Rows
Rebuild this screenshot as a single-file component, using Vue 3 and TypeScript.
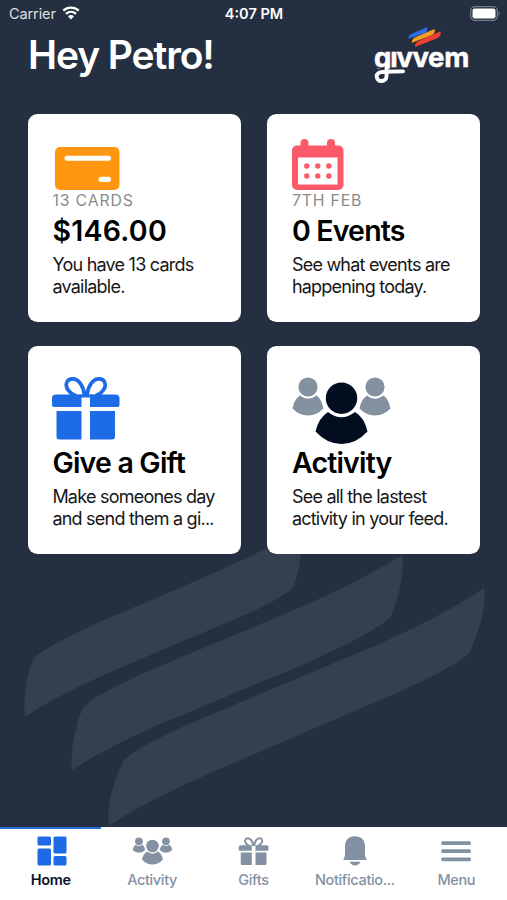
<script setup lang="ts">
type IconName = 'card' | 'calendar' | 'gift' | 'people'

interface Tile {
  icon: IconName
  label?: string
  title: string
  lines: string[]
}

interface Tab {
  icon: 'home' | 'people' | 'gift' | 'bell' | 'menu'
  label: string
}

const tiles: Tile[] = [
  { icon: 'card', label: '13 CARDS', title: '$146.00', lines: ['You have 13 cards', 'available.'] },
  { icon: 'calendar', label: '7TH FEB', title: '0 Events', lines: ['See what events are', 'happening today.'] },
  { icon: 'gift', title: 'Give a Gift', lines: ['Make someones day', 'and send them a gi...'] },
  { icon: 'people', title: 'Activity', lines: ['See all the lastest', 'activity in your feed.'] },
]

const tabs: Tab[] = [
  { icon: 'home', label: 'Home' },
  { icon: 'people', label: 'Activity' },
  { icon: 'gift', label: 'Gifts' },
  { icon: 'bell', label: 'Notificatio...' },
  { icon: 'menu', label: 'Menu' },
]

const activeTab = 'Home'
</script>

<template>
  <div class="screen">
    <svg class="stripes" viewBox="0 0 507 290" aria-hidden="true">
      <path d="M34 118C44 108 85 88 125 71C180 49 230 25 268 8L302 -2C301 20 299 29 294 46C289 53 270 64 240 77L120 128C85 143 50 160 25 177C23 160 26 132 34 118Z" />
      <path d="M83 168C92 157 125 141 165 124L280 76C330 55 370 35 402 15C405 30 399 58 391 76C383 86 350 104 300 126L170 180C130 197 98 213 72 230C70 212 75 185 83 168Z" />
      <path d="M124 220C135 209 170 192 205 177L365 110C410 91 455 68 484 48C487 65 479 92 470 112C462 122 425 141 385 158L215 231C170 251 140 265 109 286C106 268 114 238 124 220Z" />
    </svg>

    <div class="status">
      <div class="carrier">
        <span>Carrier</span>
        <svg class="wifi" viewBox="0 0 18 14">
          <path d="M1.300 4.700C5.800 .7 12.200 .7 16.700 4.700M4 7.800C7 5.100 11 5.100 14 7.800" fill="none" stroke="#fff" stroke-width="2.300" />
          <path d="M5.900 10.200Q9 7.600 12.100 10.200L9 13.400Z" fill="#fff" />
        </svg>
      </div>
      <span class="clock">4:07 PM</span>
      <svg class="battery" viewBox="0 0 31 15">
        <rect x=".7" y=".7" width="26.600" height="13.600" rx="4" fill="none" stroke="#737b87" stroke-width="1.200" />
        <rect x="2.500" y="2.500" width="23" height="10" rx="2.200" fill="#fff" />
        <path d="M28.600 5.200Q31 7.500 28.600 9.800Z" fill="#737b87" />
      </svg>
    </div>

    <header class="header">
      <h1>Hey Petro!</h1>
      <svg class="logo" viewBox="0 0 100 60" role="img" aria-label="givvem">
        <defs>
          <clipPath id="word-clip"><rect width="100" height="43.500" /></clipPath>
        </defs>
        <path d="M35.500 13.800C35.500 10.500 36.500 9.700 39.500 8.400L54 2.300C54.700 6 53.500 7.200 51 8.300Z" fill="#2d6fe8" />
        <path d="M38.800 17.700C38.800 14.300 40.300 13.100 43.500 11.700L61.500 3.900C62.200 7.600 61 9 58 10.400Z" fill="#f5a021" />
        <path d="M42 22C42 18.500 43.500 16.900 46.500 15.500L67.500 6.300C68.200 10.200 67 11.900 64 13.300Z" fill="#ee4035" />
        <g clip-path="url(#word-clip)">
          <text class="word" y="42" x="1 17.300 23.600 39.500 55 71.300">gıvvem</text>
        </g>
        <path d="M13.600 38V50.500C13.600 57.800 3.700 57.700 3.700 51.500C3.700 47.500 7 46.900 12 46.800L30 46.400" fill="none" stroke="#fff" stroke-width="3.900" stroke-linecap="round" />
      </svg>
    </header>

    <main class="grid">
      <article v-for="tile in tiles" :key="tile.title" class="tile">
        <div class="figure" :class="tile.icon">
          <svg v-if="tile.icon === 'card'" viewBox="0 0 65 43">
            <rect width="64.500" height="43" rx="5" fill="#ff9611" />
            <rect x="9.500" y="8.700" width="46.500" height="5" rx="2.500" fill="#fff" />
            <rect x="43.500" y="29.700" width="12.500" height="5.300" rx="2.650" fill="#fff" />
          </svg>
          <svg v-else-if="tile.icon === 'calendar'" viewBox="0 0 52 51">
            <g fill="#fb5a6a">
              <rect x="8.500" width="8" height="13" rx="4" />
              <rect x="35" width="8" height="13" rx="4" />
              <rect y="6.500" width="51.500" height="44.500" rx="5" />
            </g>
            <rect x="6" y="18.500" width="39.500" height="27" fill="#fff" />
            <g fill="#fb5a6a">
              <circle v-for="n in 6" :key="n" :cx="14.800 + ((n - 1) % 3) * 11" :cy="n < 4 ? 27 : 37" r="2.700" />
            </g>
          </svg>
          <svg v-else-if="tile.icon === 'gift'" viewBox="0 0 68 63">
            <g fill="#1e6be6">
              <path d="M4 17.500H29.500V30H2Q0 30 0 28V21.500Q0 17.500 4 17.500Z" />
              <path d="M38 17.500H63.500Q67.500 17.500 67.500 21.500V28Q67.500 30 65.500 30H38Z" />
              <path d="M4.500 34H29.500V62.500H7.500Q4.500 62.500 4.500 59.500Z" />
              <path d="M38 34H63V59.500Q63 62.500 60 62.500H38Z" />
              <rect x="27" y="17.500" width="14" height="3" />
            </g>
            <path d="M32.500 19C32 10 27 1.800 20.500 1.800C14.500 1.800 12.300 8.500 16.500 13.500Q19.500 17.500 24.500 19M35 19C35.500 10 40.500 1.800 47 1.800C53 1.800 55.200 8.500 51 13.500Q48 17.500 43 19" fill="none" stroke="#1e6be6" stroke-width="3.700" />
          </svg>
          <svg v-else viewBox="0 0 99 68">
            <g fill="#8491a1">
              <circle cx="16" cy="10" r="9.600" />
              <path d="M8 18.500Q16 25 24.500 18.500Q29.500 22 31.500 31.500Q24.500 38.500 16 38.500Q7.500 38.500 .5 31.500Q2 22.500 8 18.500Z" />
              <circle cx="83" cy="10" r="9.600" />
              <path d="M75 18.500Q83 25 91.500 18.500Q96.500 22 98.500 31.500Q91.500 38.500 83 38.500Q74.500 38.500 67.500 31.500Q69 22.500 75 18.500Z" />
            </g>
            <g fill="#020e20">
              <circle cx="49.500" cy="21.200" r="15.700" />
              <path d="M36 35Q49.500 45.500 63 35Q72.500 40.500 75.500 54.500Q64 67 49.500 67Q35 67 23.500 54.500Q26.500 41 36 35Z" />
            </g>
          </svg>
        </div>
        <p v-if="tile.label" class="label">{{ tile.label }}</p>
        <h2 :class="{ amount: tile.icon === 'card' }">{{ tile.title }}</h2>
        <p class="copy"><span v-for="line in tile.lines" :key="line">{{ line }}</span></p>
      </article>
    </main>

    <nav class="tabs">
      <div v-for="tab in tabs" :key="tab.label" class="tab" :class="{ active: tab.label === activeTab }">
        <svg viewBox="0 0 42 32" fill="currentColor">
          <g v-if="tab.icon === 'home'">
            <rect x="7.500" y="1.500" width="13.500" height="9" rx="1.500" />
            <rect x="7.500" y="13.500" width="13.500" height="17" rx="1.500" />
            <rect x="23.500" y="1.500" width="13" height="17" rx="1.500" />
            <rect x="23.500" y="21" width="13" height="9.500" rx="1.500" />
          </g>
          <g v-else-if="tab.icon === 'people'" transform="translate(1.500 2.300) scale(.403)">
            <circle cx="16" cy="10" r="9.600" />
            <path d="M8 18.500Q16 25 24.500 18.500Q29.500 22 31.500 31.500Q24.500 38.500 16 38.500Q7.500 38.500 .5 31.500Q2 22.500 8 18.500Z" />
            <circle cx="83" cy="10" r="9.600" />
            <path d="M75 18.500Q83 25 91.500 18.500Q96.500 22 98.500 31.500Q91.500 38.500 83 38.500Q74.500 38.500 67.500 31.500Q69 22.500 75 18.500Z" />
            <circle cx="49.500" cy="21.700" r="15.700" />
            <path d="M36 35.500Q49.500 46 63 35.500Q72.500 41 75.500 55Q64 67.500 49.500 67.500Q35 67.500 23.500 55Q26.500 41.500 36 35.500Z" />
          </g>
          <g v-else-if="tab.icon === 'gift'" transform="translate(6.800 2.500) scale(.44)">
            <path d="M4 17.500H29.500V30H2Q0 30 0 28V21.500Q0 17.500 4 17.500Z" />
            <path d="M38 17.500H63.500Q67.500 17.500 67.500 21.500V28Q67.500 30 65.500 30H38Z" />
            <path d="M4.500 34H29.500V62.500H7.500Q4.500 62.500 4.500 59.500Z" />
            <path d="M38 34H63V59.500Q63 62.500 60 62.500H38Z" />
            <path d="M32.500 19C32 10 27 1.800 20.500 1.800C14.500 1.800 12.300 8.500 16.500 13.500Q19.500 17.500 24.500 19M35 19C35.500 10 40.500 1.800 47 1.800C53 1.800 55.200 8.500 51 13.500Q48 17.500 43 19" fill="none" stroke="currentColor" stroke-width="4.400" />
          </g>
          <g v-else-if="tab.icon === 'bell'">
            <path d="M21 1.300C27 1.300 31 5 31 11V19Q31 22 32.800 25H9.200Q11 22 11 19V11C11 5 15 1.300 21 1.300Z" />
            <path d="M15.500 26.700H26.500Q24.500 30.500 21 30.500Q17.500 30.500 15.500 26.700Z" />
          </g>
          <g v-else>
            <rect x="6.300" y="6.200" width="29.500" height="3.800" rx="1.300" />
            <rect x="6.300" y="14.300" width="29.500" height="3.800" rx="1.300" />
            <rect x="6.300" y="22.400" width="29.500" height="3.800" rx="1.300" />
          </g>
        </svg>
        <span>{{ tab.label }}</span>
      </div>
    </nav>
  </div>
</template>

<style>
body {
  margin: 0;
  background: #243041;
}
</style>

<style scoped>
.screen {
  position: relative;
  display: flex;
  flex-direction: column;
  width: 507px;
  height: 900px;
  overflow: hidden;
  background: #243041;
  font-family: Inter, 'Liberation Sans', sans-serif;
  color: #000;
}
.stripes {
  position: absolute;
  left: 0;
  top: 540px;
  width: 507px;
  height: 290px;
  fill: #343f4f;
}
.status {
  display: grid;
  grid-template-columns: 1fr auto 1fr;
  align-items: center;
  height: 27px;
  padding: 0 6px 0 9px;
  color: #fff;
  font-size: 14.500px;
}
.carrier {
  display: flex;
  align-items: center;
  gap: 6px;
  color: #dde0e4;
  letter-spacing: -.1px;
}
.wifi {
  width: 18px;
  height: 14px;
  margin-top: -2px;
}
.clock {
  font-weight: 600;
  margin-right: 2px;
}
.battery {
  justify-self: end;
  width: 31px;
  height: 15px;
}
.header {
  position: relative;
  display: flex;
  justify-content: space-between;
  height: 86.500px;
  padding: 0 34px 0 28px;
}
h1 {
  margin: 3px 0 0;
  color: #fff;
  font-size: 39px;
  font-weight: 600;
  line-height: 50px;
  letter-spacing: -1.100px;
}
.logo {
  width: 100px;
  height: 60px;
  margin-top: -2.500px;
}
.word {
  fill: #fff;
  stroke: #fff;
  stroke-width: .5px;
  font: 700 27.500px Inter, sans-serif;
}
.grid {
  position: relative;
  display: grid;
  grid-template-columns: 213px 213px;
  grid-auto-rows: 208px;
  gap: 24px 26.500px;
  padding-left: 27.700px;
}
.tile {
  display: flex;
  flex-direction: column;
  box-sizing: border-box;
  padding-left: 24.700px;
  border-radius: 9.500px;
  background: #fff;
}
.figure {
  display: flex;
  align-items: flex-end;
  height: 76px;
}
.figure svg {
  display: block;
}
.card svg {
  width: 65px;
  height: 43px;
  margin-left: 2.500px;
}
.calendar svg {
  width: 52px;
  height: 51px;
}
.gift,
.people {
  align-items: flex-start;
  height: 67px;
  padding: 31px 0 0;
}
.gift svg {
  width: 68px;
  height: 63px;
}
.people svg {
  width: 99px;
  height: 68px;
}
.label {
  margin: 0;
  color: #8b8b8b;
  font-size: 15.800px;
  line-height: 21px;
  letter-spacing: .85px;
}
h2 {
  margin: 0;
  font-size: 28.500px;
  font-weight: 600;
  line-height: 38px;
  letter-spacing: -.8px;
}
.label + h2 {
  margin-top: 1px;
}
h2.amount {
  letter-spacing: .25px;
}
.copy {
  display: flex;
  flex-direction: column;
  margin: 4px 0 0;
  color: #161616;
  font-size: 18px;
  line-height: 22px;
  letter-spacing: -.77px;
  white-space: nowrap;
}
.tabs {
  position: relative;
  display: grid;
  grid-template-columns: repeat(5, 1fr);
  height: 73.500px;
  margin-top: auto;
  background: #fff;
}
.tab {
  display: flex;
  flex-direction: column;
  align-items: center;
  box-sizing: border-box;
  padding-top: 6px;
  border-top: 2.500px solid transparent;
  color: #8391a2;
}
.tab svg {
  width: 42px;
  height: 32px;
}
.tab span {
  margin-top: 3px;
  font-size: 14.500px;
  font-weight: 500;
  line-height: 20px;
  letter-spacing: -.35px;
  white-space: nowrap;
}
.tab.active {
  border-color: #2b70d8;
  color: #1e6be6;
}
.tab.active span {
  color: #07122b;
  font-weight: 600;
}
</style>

---

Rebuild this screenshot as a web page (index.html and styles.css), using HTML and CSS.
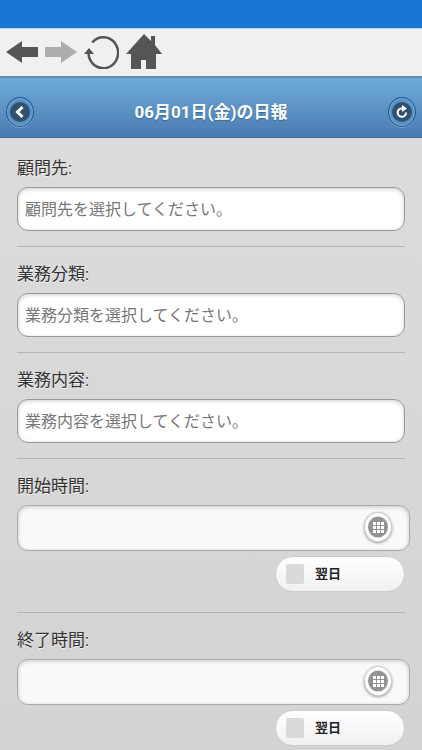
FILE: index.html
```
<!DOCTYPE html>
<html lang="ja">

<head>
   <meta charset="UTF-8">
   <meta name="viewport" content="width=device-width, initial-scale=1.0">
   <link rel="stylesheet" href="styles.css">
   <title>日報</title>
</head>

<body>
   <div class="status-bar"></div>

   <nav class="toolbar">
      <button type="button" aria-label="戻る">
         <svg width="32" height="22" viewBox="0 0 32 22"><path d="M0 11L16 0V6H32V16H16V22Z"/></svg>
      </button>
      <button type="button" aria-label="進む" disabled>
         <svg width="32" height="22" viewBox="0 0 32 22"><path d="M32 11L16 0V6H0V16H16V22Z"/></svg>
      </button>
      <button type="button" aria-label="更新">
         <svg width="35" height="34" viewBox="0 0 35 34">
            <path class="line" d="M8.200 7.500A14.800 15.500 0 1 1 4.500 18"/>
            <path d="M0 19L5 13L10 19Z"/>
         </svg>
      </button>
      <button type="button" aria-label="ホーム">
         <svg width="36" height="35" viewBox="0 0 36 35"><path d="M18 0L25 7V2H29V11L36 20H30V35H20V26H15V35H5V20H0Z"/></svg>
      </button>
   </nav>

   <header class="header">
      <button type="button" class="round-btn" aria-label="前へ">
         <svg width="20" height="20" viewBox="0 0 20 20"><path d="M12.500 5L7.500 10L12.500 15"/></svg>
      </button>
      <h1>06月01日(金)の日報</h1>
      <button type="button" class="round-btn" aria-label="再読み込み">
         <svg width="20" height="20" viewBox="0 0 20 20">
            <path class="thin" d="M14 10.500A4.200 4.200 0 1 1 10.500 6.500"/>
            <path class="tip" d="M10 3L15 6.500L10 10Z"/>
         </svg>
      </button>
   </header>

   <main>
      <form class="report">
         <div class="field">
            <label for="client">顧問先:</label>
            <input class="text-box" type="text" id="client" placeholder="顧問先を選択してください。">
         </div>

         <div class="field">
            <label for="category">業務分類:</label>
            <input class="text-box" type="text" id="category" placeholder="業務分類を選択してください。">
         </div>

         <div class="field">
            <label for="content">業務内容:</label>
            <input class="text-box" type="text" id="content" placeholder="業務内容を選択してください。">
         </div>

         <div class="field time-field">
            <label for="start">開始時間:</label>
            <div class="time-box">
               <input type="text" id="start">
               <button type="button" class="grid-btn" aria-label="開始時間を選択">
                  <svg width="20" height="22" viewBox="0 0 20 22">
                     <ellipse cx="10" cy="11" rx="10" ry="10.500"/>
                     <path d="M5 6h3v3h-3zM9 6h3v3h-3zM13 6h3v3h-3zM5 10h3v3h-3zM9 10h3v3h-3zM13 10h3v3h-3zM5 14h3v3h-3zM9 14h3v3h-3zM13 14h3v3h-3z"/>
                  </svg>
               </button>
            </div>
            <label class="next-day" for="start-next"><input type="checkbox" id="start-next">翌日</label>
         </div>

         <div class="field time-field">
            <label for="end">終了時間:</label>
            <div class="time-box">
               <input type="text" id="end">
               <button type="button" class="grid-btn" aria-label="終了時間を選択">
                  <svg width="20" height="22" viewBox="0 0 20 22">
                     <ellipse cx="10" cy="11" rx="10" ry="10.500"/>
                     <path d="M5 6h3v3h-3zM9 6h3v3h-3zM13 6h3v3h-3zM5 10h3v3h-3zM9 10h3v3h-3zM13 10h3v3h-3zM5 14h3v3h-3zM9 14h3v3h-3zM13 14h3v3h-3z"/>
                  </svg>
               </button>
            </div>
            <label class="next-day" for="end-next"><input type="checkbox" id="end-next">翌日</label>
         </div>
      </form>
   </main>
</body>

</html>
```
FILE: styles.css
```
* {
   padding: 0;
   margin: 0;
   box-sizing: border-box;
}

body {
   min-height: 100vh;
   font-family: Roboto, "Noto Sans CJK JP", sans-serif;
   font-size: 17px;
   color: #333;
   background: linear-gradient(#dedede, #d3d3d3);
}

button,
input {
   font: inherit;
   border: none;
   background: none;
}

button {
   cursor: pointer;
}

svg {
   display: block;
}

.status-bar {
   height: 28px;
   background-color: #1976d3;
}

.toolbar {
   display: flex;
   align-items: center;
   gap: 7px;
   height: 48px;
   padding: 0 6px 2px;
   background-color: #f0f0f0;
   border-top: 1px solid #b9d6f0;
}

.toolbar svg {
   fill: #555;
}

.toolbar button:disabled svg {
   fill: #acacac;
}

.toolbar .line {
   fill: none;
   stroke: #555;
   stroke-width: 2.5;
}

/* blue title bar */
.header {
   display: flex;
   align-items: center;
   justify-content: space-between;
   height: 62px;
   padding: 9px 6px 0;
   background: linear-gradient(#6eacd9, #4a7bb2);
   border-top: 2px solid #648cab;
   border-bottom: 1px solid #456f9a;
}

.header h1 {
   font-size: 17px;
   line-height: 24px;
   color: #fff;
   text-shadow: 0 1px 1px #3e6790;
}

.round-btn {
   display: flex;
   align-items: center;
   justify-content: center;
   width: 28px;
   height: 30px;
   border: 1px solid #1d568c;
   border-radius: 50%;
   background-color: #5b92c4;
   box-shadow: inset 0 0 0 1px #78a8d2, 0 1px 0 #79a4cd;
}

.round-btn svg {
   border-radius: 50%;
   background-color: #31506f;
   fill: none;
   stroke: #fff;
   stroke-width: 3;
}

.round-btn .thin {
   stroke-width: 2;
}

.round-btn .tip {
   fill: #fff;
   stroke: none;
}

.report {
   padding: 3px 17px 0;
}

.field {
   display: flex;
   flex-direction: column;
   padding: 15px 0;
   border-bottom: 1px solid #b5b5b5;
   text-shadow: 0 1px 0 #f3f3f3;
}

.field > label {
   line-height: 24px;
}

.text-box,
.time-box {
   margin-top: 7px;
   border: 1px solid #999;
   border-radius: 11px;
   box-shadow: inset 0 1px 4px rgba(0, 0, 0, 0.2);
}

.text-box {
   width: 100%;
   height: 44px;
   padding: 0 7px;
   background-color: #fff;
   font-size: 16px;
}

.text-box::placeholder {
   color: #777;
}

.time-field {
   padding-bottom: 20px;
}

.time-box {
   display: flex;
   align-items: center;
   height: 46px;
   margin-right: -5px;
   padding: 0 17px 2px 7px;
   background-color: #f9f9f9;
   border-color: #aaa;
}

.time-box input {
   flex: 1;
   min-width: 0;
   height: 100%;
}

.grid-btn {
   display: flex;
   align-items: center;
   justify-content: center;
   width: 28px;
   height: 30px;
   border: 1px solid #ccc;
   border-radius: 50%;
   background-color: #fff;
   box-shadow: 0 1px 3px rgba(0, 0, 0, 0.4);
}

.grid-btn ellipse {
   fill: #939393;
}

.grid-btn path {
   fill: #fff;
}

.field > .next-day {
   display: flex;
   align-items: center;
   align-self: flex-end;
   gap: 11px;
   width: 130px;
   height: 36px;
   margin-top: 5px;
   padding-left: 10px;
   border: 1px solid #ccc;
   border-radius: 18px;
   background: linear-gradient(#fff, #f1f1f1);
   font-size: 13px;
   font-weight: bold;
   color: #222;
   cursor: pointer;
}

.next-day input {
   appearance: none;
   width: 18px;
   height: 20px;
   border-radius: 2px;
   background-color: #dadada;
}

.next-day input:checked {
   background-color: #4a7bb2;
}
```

What the task asks
Reproduce each line holding the word "html".

Finished answer
Rebuild this screenshot as a web page (index.html and styles.css), using HTML and CSS.
FILE: index.html
<!DOCTYPE html>
<html lang="ja">
</html>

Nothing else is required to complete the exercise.